Running Survivability Experiments
---------------------------------

**For now, use legacy path:**

.. code-block:: python

   engine_props = {
       "use_orchestrator": False,  # Use legacy for reliable failure handling
       "failure_type": "geo",
       "failure_center_node": 5,
       "failure_hop_radius": 2,
       # ... other props
   }

**If you must use orchestrator with RL:**

.. code-block:: python

   from fusion.modules.rl.adapter import DisasterState, RLSimulationAdapter

   # Create disaster state for RL
   disaster_state = DisasterState(
       active=True,
       centroid=(x, y),
       radius=100.0,
       failed_links=frozenset([(0, 1), (2, 3)]),
   )

   # Pass to RL adapter for feature computation
   state = adapter.compute_state(request, network_state, disaster_state)

Testing
=======

.. code-block:: bash

   # Run failure module tests
   pytest fusion/modules/failures/tests/ -v

   # Run with coverage
   pytest fusion/modules/failures/tests/ -v --cov=fusion.modules.failures

Related Documentation
=====================

- :ref:`modules-directory` - Overview of all modules
- :ref:`core-module` - SimulationEngine and SDNController
- ``fusion/pipelines/protection_pipeline.py`` - 1+1 protection (different from this)
- ``fusion/modules/rl/adapter/rl_adapter.py`` - DisasterState for RL

Troubleshooting
===============

**"My orchestrator simulation allocates through failed links"**

This is the known gap. Use ``use_orchestrator=False`` for now.

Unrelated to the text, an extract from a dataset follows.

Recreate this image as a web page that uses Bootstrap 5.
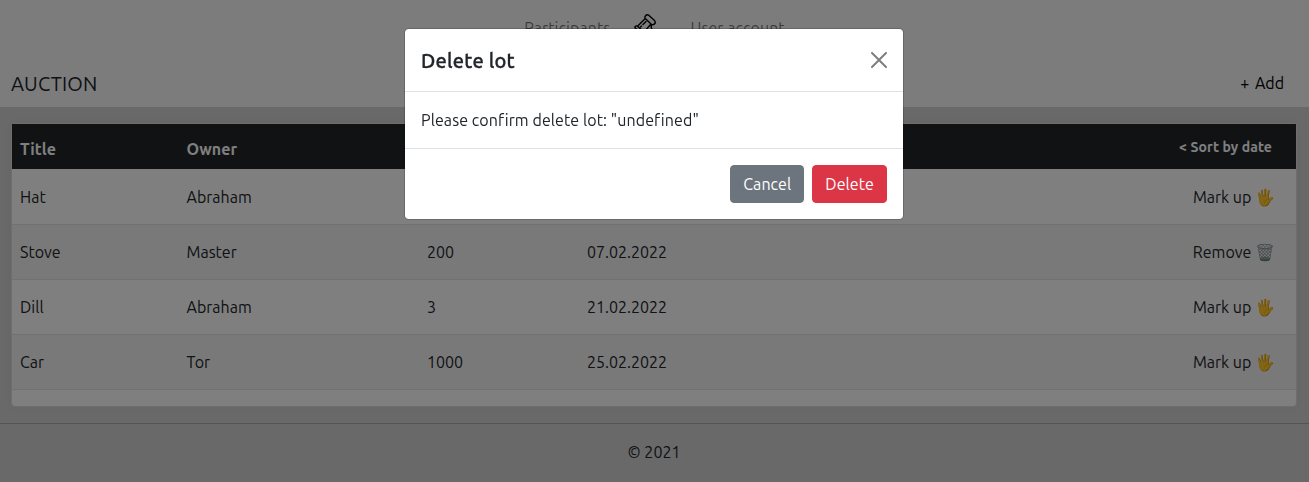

**"Failures aren't being activated"**

Check that you called ``activate_failures(time)`` at the failure time.
The SimulationEngine does this automatically in the main loop.

**"Protected requests aren't switching to backup"**

Check ``_handle_failure_impact()`` in ``simulation.py``. This handles
switchover but requires protection to have been set up via ProtectionPipeline.